By Kwame Okoampa-Ahoofe, Jr., Ph.D.
Garden City, New York
March 14, 2015
E-mail: [email protected]
If it had not been reported by a credible broadcast media organization, I would have sworn that the Managing-Editor of the so-called Insight newspaper was an incurable Satanist. I am not in any way, hereby, claiming that Mr. Kwesi Pratt is any devout or practicing Christian. I am simply expressing my great surprise at the fact that the National Democratic Congress' hireling and shameless freeloader claims to have attended a Presbyterian Boys' School (See "Presby Moderator Is A 'Religious Bigot' - Pratt" Adomonline.com / Ghanaweb.com 3/14/15).

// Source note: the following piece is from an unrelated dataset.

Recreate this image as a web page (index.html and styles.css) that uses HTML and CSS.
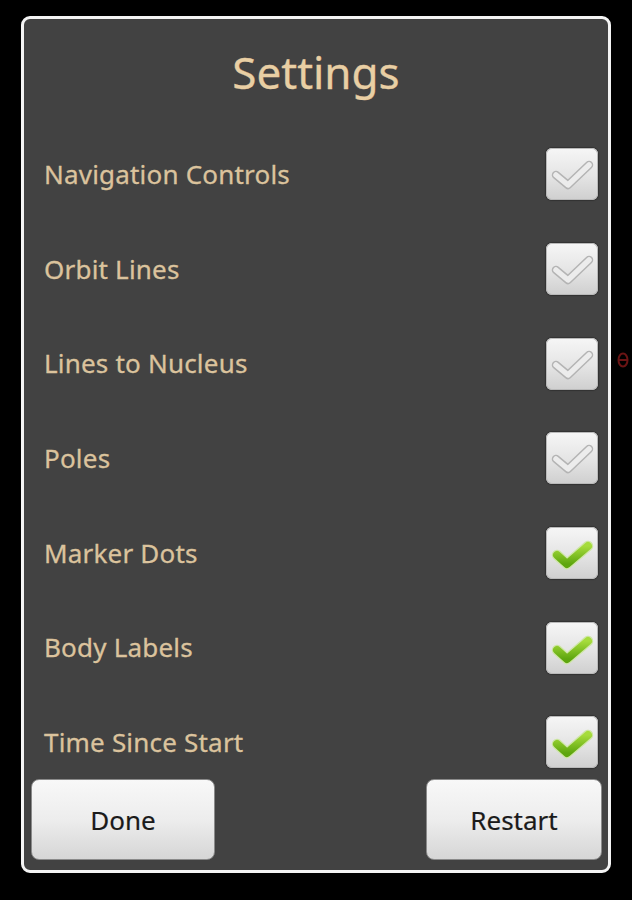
FILE: index.html
```html
<!DOCTYPE html>
<html>
<head>
<meta charset="utf-8">
<link rel="stylesheet" href="styles.css">
</head>
<body>
<div class="dialog">
  <h1 class="title">Settings</h1>
  <div class="list">
    <div class="row"><span class="label">Navigation Controls</span><span class="box"><svg viewBox="0 0 52 52"><path class="ghost-o" d="M10 27 L22 37 L43 17"/><path class="ghost-i" d="M10 27 L22 37 L43 17"/></svg></span></div>
    <div class="row"><span class="label">Orbit Lines</span><span class="box"><svg viewBox="0 0 52 52"><path class="ghost-o" d="M10 27 L22 37 L43 17"/><path class="ghost-i" d="M10 27 L22 37 L43 17"/></svg></span></div>
    <div class="row"><span class="label">Lines to Nucleus</span><span class="box"><svg viewBox="0 0 52 52"><path class="ghost-o" d="M10 27 L22 37 L43 17"/><path class="ghost-i" d="M10 27 L22 37 L43 17"/></svg></span></div>
    <div class="row"><span class="label">Poles</span><span class="box"><svg viewBox="0 0 52 52"><path class="ghost-o" d="M10 27 L22 37 L43 17"/><path class="ghost-i" d="M10 27 L22 37 L43 17"/></svg></span></div>
    <div class="row"><span class="label">Marker Dots</span><span class="box"><svg viewBox="0 0 52 52"><defs><linearGradient id="g1" x1="0" y1="0" x2="0" y2="1"><stop offset="0" stop-color="#a6dc3c"/><stop offset="1" stop-color="#5ea60e"/></linearGradient></defs><path class="green-o" d="M11 28 L21 37 L42 19"/><path class="green-i" stroke="url(#g1)" d="M11 28 L21 37 L42 19"/></svg></span></div>
    <div class="row"><span class="label">Body Labels</span><span class="box"><svg viewBox="0 0 52 52"><path class="green-o" d="M11 28 L21 37 L42 19"/><path class="green-i" stroke="url(#g1)" d="M11 28 L21 37 L42 19"/></svg></span></div>
    <div class="row"><span class="label">Time Since Start</span><span class="box"><svg viewBox="0 0 52 52"><path class="green-o" d="M11 28 L21 37 L42 19"/><path class="green-i" stroke="url(#g1)" d="M11 28 L21 37 L42 19"/></svg></span></div>
  </div>
  <div class="buttons">
    <button class="btn btn-done">Done</button>
    <button class="btn btn-restart">Restart</button>
  </div>
</div>
<svg class="side-mark" viewBox="0 0 12 18"><ellipse cx="6" cy="9" rx="4.5" ry="6.5" fill="none" stroke="#6a1414" stroke-width="2"/><line x1="1.5" y1="9" x2="10.5" y2="9" stroke="#6a1414" stroke-width="2"/></svg>
</body>
</html>
```

FILE: styles.css
```css
html, body {
  margin: 0;
  padding: 0;
  background: #000;
}
body {
  width: 632px;
  height: 900px;
  position: relative;
  font-family: "Noto Sans", "Open Sans", "DejaVu Sans", sans-serif;
}
.dialog {
  position: absolute;
  left: 21px;
  top: 16px;
  width: 584px;
  height: 851px;
  border: 3px solid #f4f4f4;
  border-radius: 9px;
  background: #424242;
  display: flex;
  flex-direction: column;
  overflow: hidden;
}
.title {
  margin: 0;
  height: 108px;
  display: flex;
  align-items: center;
  justify-content: center;
  font-weight: normal;
  font-size: 44px;
  color: #e9cfa4;
  -webkit-text-stroke: 0.3px #e9cfa4;
  padding-bottom: 2px;
  box-sizing: border-box;
}
.list {
  flex: 1;
  overflow: hidden;
}
.row {
  height: 94.7px;
  display: flex;
  align-items: center;
  justify-content: space-between;
  padding: 0 10px 0 20px;
}
.label {
  font-size: 26px;
  letter-spacing: 0.2px;
  color: #dbc39d;
  -webkit-text-stroke: 0.3px #dbc39d;
  padding-bottom: 1px;
}
.box {
  width: 52px;
  height: 52px;
  border-radius: 6px;
  box-sizing: border-box;
  background: linear-gradient(#f6f6f6, #e4e4e4 55%, #cfcfcf);
  box-shadow: inset 0 0 0 1px #b9b9b9, 0 0 1px 1px rgba(0,0,0,0.25);
  display: block;
}
.box svg {
  width: 52px;
  height: 52px;
  display: block;
}
.ghost-o {
  fill: none;
  stroke: #b4b4b4;
  stroke-width: 8.5;
  stroke-linecap: round;
  stroke-linejoin: round;
}
.ghost-i {
  fill: none;
  stroke: #ececec;
  stroke-width: 5.5;
  stroke-linecap: round;
  stroke-linejoin: round;
}
.green-o {
  fill: none;
  stroke: #cfe6a8;
  stroke-width: 10.5;
  stroke-linecap: round;
  stroke-linejoin: round;
}
.green-i {
  fill: none;
  stroke-width: 8;
  stroke-linecap: round;
  stroke-linejoin: round;
}
.buttons {
  display: flex;
  justify-content: space-between;
  padding: 4px 6px 10px 7px;
}
.btn {
  height: 81px;
  border: 1px solid #8a8a8a;
  border-radius: 8px;
  background: linear-gradient(#f8f8f8, #ededed 50%, #d6d6d6);
  font-family: "Noto Sans", "Open Sans", "DejaVu Sans", sans-serif;
  font-size: 26px;
  color: #1a1a1a;
  -webkit-text-stroke: 0.2px #1a1a1a;
  padding: 0;
}
.btn-done {
  width: 184px;
}
.btn-restart {
  width: 176px;
}
.side-mark {
  position: absolute;
  left: 617px;
  top: 351px;
  width: 12px;
  height: 18px;
}
```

I am, of course, also wondering which Presbyterian Boys' School this craven and brazen opportunist attended. I am assuming that he is referring to one of those cutting-edge Presbyterian Middle Boys' (Boarding) Schools, those that are popularly called SALEM. Then also, I was thinking about PRESEC, the Presbyterian Secondary School located between Legon and Madina, formerly called the Krobo-Odumase Presbyterian Secondary School. I have an uncle or two who attended PRESEC when it was located on its original site and township, and was also "The Legon of Ghanaian Secondary Schools."
The fact of the matter is that the Presbyterian Church of Ghana has produced far too many good and great Ghanaians, in recent memory, than perhaps any single Christian institution in the country. At least the legendary Church of Basel has the enviable credit of having founded the oldest higher educational academy, namely, the Presbyterian Teacher-Training College at Akuapem-Akropong in 1848. Of course, the political foundation of the Akuapem State, or Okuapeman, is Akyem-Abuakwa. And so in practical terms, one cannot speak about the intellectual puissance and prowess of Akuapemfo without synonymously alluding to the genius and ingenuity of Okyeman.

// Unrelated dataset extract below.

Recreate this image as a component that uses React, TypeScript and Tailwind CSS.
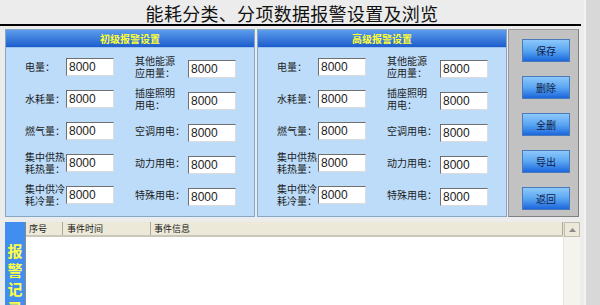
import React from "react";

const CJK = { fontFamily: '"Noto Sans CJK SC", "Liberation Sans", sans-serif' };

type Field = { a: string; b: string };

const ROWS: Field[] = [
  { a: "电量：", b: "其他能源\n应用量：" },
  { a: "水耗量：", b: "插座照明\n用电：" },
  { a: "燃气量：", b: "空调用电：" },
  { a: "集中供热\n耗热量：", b: "动力用电：" },
  { a: "集中供冷\n耗冷量：", b: "特殊用电：" },
];

const BUTTONS = ["保存", "删除", "全删", "导出", "返回"];

function ValueBox({ value, className = "" }: { value: string; className?: string }) {
  return (
    <input
      readOnly
      defaultValue={value}
      className={`w-[48px] h-[18px] bg-white border border-t-[#6f6f6f] border-l-[#6f6f6f] border-b-[#dcdcdc] border-r-[#dcdcdc] px-[2px] text-[12px] text-[#222] outline-none font-['Liberation_Sans'] ${className}`}
    />
  );
}

function Label({ text, className = "" }: { text: string; className?: string }) {
  return (
    <div
      className={`text-[10px] leading-[12px] text-[#1c1c1c] whitespace-pre-line ${className}`}
      style={CJK}
    >
      {text}
    </div>
  );
}

function AlarmPanel({ title }: { title: string }) {
  return (
    <div className="w-[250px] h-full flex flex-col bg-[#bcdcfa] border border-[#86a6c6]">
      {/* header bar */}
      <div className="h-[18px] shrink-0 flex items-center justify-center bg-gradient-to-b from-[#5c9cec] to-[#1d5dcc] border-b border-[#9cc4f0]">
        <span className="text-[10px] font-bold text-[#ffff33]" style={CJK}>
          {title}
        </span>
      </div>
      <div className="flex flex-col pt-[3px]">
        {ROWS.map((r, i) => (
          <div key={i} className="h-[32px] shrink-0 flex items-center pl-[19px]">
            <Label text={r.a} className="w-[41px]" />
            <ValueBox value="8000" />
            <Label text={r.b} className="w-[53px] ml-[21px]" />
            <ValueBox value="8000" className="mt-[3px]" />
          </div>
        ))}
      </div>
    </div>
  );
}

export default function App() {
  return (
    <div className="w-[600px] h-[305px] overflow-hidden flex bg-[#ececec]">
      <div className="w-[584px] h-full flex flex-col">
        {/* title */}
        <div className="h-[24px] shrink-0 flex items-center justify-center pt-[2px]">
          <h1 className="text-[18px] tracking-[0.3px] text-[#111] leading-[22px]" style={CJK}>
            能耗分类、分项数据报警设置及浏览
          </h1>
        </div>
        <div className="h-[2px] shrink-0 w-[581px] bg-black" />

        {/* settings */}
        <div className="mt-[3px] h-[188px] shrink-0 flex pl-[5px]">
          <AlarmPanel title="初级报警设置" />
          <div className="w-[2px]" />
          <AlarmPanel title="高级报警设置" />
          <div className="w-[1px]" />
          <div className="w-[71px] h-full bg-[#c2c2c2] border border-[#9a9a9a] border-r-[#808080] border-b-[#808080] flex flex-col pl-[13px] pt-[9px] gap-[14px]">
            {BUTTONS.map((b) => (
              <button
                key={b}
                className="w-[48px] h-[23px] shrink-0 bg-gradient-to-b from-[#8cc8fa] via-[#5aa6f2] to-[#1c66dc] border border-[#4a7ab8] text-[10px] text-[#10204a]"
                style={CJK}
              >
                {b}
              </button>
            ))}
          </div>
        </div>

        {/* alarm records */}
        <div className="mt-[5px] flex-1 min-h-0 flex pl-[5px]">
          <div className="w-[20px] h-full overflow-hidden bg-[#3f8ef0] flex flex-col items-center pt-[19px]">
            {"报警记录".split("").map((c) => (
              <span key={c} className="shrink-0 text-[15px] leading-[19px] font-bold text-[#ffff44]" style={CJK}>
                {c}
              </span>
            ))}
          </div>
          <div className="w-[555px] h-full flex bg-white border-l border-[#8a8a8a]">
            <div className="flex-1 flex flex-col">
              <div className="h-[15px] shrink-0 flex bg-[#ece9d8] border-b-2 border-[#cbc7b8] text-[9px] text-[#222]" style={CJK}>
                <div className="w-[37px] pl-[3px] flex items-center border-r border-[#aca899]">序号</div>
                <div className="w-[88px] pl-[4px] flex items-center border-r border-[#aca899]">事件时间</div>
                <div className="flex-1 pl-[3px] flex items-center border-r border-[#aca899]">事件信息</div>
              </div>
              <div className="flex-1 bg-white" />
            </div>
            {/* scrollbar */}
            <div className="w-[17px] h-full flex flex-col bg-[#f4f3ee] border-l border-[#e6e4da]">
              <div className="h-[15px] shrink-0 flex items-center justify-center bg-[#ece9d8] border border-[#c0bdae]">
                <svg width="7" height="4" viewBox="0 0 7 4">
                  <path d="M0 4 L3.5 0 L7 4 Z" fill="#8a8a8a" />
                </svg>
              </div>
            </div>
          </div>
        </div>
      </div>
      <div className="flex-1 bg-[#d8d8d8] border-l-2 border-[#f4f4f4]" />
    </div>
  );
}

I am forced to briefly divert course into this sphere of Presbyterianism because, as a fanatical Nkrumacrat, Mr. Pratt has not hesitated to seize on every opportunity to malign and disparage one of the leading lights of modern Ghana and a great product of the Presbyterian Church of Ghana; and that personality, of course, is Dr. Joseph (Kwame Kyeretwie) Boakye-Danquah. Likewise, the until very recently unsung shero and designer of the Ghana Flag, Mrs. Theodosia Asihene Okoh, a relative of the putative Doyen of Gold Coast and Ghanaian Politics, was born and raised by Presbyterian parents, with her father being a distinguished Presbyterian minister and educator.

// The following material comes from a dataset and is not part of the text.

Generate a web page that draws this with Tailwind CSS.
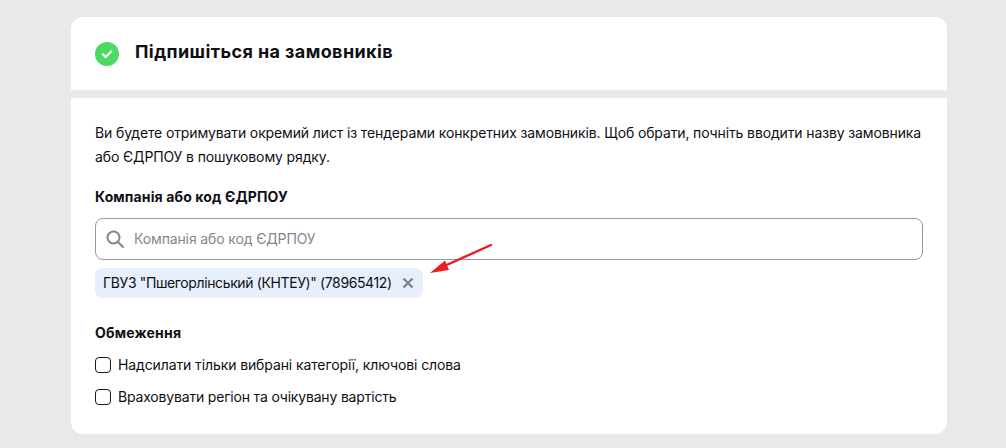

What I am trying to get at is that Mr. Pratt may be biting more than he obviously seems capable of chewing, by so cavalierly presuming to take on the distinguished head of an institution which the notoriously rambunctious critic himself claims to have profoundly shaped his intellectual and psychological foundations. I, personally, on occasion have criticized Rt.-Rev. Emmanuel Martey on certain ethical and philosophical issues on which I thought he could be more charitable in his pronouncements. But in this particular instance, I firmly believe that tough-mindedness of the kind exhibited by the Moderator of the Presbyterian Church of Ghana (PCG) ought to be unreservedly applauded and even emulated, rather than condemned.
Defending the integrity of a country whose foundations and development Christians have played no mean part is an act that ought to be commended and staunchly supported. And we would rather choose the purported "bigotry" of Rev. Martey than allow ourselves to be ridden roughshod over by our cold-calculating and devious detractors in the specious name of "Ghanaian Secularity." We shall have more time, we hope, in the near future to discuss the very curious notion of Ghana's being a "Secular State."
In the meantime, however, suffice it to observe that whatever "Secularity" is inscribed in the country's 1992 Republican Constitution does not appear to have either informed or inspired the composer of our National Anthem. For the very opening lines of "God Bless Our Homeland, Ghana," clearly points to the fact of Ghana's being anything but a secular state.